##### INPUT FOR THIS TASK #####

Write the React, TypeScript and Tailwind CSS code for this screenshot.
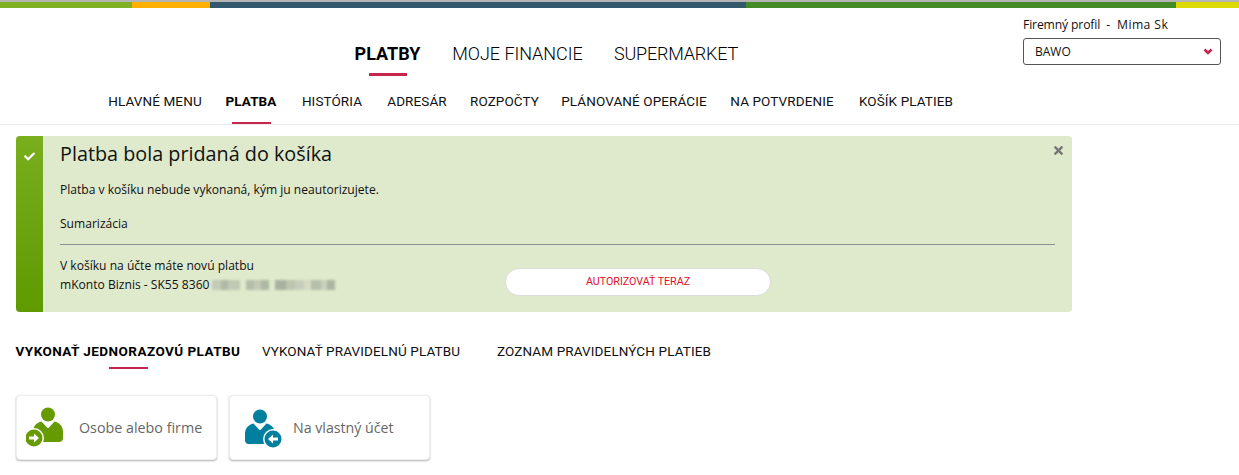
import { FaCheck, FaTimes } from "react-icons/fa";

const headFont = "font-['Roboto',sans-serif]";

const mainMenu = [
  { label: "PLATBY", width: "w-[67px]", className: "font-bold" },
  { label: "MOJE FINANCIE", width: "w-[130px]", className: "font-light tracking-[-0.05px] -ml-[1px]" },
  { label: "SUPERMARKET", width: "w-[123px]", className: "font-light tracking-[-0.2px] -ml-[1px]" },
];

const subMenu = [
  { label: "HLAVNÉ MENU", width: "w-[92px]" },
  { label: "PLATBA", width: "w-[52px]", active: true },
  { label: "HISTÓRIA", width: "w-[62px]" },
  { label: "ADRESÁR", width: "w-[60px]" },
  { label: "ROZPOČTY", width: "w-[67px]" },
  { label: "PLÁNOVANÉ OPERÁCIE", width: "w-[144px]" },
  { label: "NA POTVRDENIE", width: "w-[104px]" },
  { label: "KOŠÍK PLATIEB", width: "w-[96px]" },
];

// masked part of the account number
const blurGroups = [
  ["w-[9px] bg-[#c3ccb6]", "w-[7px] bg-[#b0baa6]", "w-[12px] bg-[#c0c9b3]"],
  ["w-[8px] bg-[#b4beaa]", "w-[7px] bg-[#c2cab5]", "w-[8px] bg-[#aeb8a4]"],
  ["w-[11px] bg-[#a8b29f]", "w-[9px] bg-[#bcc5b0]", "w-[9px] bg-[#c6cebb]", "w-[7px] bg-[#d4dcc4]", "w-[10px] bg-[#b6bfab]", "w-[6px] bg-[#c8d0bb]", "w-[8px] bg-[#abb5a2]"],
];

function PersonIcon({ color, direction }: { color: string; direction: "in" | "out" }) {
  const out = direction === "out";
  const badgeX = out ? 8 : 28;
  const badgeY = out ? 31 : 32;
  return (
    <svg width="38" height="42" viewBox="0 0 38 42" className="shrink-0">
      <g fill={color} transform={`translate(${out ? 7 : 0} ${out ? 0 : 2})`}>
        <circle cx="15" cy="7.5" r="7" />
        <path d="M8.5 14.5 L14.5 21 L15.5 21 L21.5 14.5 C26.5 15.5 29.5 19 30 24 L30 31 C30 33.5 28.5 35 26 35 L4 35 C1.5 35 0 33.5 0 31 L0 24 C0.5 19 3.5 15.5 8.5 14.5 Z" />
      </g>
      <circle cx={badgeX} cy={badgeY} r="10" fill="#fff" />
      <circle cx={badgeX} cy={badgeY} r="8.5" fill={color} />
      {out ? (
        <path d={`M${badgeX - 5} ${badgeY - 1.6} H${badgeX} V${badgeY - 4.5} L${badgeX + 5} ${badgeY} L${badgeX} ${badgeY + 4.5} V${badgeY + 1.6} H${badgeX - 5} Z`} fill="#fff" />
      ) : (
        <path d={`M${badgeX + 5} ${badgeY - 1.6} H${badgeX} V${badgeY - 4.5} L${badgeX - 5} ${badgeY} L${badgeX} ${badgeY + 4.5} V${badgeY + 1.6} H${badgeX + 5} Z`} fill="#fff" />
      )}
    </svg>
  );
}

export default function App() {
  return (
    <div className="w-[1239px] h-[475px] overflow-hidden bg-white text-[#111] font-['Open_Sans',sans-serif]">
      <div className="h-[3px] bg-[#b5b5b5] -mb-px" />
      <div className="flex h-[6px]">
        <div className="w-[132px] bg-[#7fb024]" />
        <div className="w-[78px] bg-[#fdb000]" />
        <div className="w-[536px] bg-[#34586e]" />
        <div className="w-[430px] bg-[#448a26]" />
        <div className="flex-1 bg-[#dcd900]" />
      </div>

      <header className="h-[117px] border-b border-[#ebebeb]">
        <div className="flex h-[68px]">
          <nav className={`flex gap-[32px] pl-[354px] pt-[34px] ${headFont}`}>
            {mainMenu.map((item) => (
              <div key={item.label} className={`${item.width} flex flex-col items-center`}>
                <span className={`whitespace-nowrap text-[18px] leading-[24px] text-black ${item.className}`}>
                  {item.label}
                </span>
                {item.label === "PLATBY" && <span className="mt-[7px] h-[3px] w-[38px] bg-[#c7254e]" />}
              </div>
            ))}
          </nav>
          <div className="ml-auto mr-[18px] w-[198px] pt-[8px]">
            <div className="flex text-[12.2px] leading-[18px] whitespace-nowrap">
              <span className="tracking-[-0.15px]">Firemný profil</span>
              <span className="ml-[6px]">-</span>
              <span className="ml-[7px] tracking-[0.4px]">Mima Sk</span>
            </div>
            <div className="mt-[4px] flex h-[27px] items-center justify-between rounded-[3px] border border-[#555] pl-[11px] pr-[7px] text-[12px]">
              <span>BAWO</span>
              <svg width="10" height="8" viewBox="0 0 10 8" className="mt-[1px]">
                <path d="M1.5 1.5 L5 5 L8.5 1.5" fill="none" stroke="#c7254e" strokeWidth="2.6" />
              </svg>
            </div>
          </div>
        </div>
        <nav className={`flex gap-[24px] pl-[109px] ${headFont}`}>
          {subMenu.map((item) => (
            <div key={item.label} className={`${item.width} relative flex h-[48px] flex-col items-center pt-[16px]`}>
              <span className={`whitespace-nowrap text-[13.5px] leading-[18px] ${item.active ? "font-bold tracking-[0.1px] text-black" : "tracking-[0.1px] text-[#111]"}`}>
                {item.label}
              </span>
              {item.active && <span className="absolute bottom-0 h-[2px] w-[39px] bg-[#c7254e]" />}
            </div>
          ))}
        </nav>
      </header>

      <div className="mx-[16px] mt-[11px] flex h-[176px] w-[1056px] overflow-hidden rounded-[4px] bg-[#dfe9cb]">
        <div className="flex w-[27px] shrink-0 justify-center bg-gradient-to-b from-[#79ae1c] to-[#5f9a00] pt-[15px]">
          <FaCheck className="text-[11px] text-white" />
        </div>
        <div className="relative flex-1 pl-[17px] pr-[17px]">
          <FaTimes className="absolute right-[7px] top-[8px] text-[13px] text-[#777]" />
          <h2 className="pt-[4px] text-[19.8px] leading-[27px]">Platba bola pridaná do košíka</h2>
          <p className="mt-[14px] text-[12.08px] leading-[18px]">Platba v košíku nebude vykonaná, kým ju neautorizujete.</p>
          <p className="mt-[16px] text-[12.08px] leading-[18px]">Sumarizácia</p>
          <div className="mt-[11px] h-px bg-[#8f8f94]" />
          <div className="flex">
            <div className="w-[445px] pt-[11px] text-[12.08px] leading-[19px]">
              <div>V košíku na účte máte novú platbu</div>
              <div className="flex items-center">
                <span>mKonto Biznis - SK55 8360</span>
                <span className="ml-[3px] flex h-[10px] gap-[6px] blur-[1px]">
                  {blurGroups.map((group, i) => (
                    <span key={i} className="flex">
                      {group.map((block, j) => (
                        <span key={j} className={block} />
                      ))}
                    </span>
                  ))}
                </span>
              </div>
            </div>
            <button className={`mt-[23px] h-[28px] w-[266px] rounded-full border border-[#dcdcdc] bg-white text-[10.7px] text-[#e30e2d] ${headFont}`}>
              AUTORIZOVAŤ TERAZ
            </button>
          </div>
        </div>
      </div>

      <div className={`mt-[28px] flex pl-[16px] text-[13.5px] leading-[22px] ${headFont}`}>
        <div className="flex w-[224px] flex-col items-center">
          <span className="whitespace-nowrap font-bold tracking-[0.45px] text-black">VYKONAŤ JEDNORAZOVÚ PLATBU</span>
          <span className="mt-[5px] h-[2px] w-[39px] bg-[#c7254e]" />
        </div>
        <span className="ml-[22px] w-[198px] whitespace-nowrap tracking-[0.12px]">VYKONAŤ PRAVIDELNÚ PLATBU</span>
        <span className="ml-[37px] whitespace-nowrap tracking-[0.12px]">ZOZNAM PRAVIDELNÝCH PLATIEB</span>
      </div>

      <div className="mt-[26px] flex gap-[12px] pl-[16px]">
        <div className="flex h-[65px] w-[201px] items-center rounded-[4px] border border-[#eee] bg-white pl-[9px] shadow-[0_1px_2px_rgba(0,0,0,0.3)]">
          <PersonIcon color="#659b00" direction="out" />
          <span className="ml-[15px] whitespace-nowrap text-[14.3px] text-[#666]">Osobe alebo firme</span>
        </div>
        <div className="flex h-[65px] w-[201px] items-center rounded-[4px] border border-[#eee] bg-white pl-[15px] shadow-[0_1px_2px_rgba(0,0,0,0.3)]">
          <PersonIcon color="#007f9e" direction="in" />
          <span className="ml-[10px] whitespace-nowrap text-[14.2px] text-[#666]">Na vlastný účet</span>
        </div>
      </div>
    </div>
  );
}
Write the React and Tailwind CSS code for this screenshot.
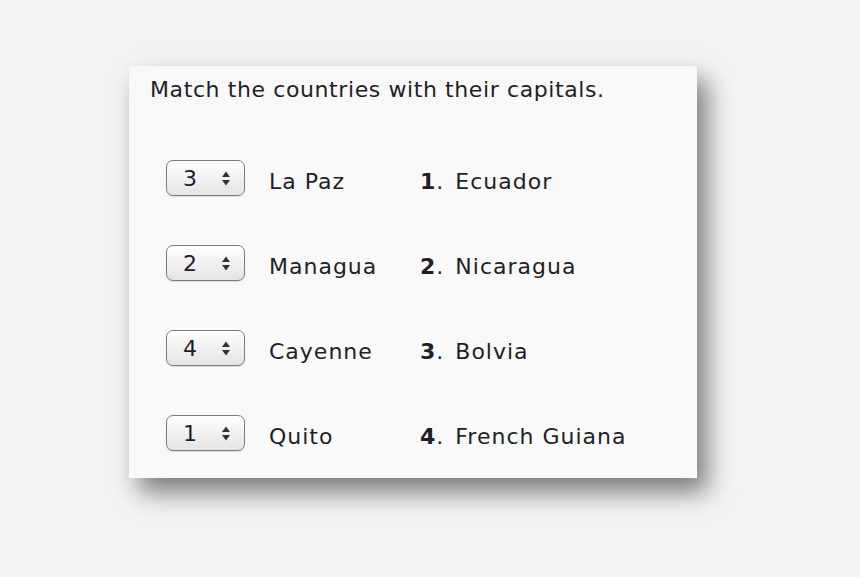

#####

◆ GOAL ◆
In the records above, find the lines containing "Write" and copy them.

◆ WORKED ANSWER ◆
Write the React, TypeScript and Tailwind CSS code for this screenshot.
Write the React and Tailwind CSS code for this screenshot.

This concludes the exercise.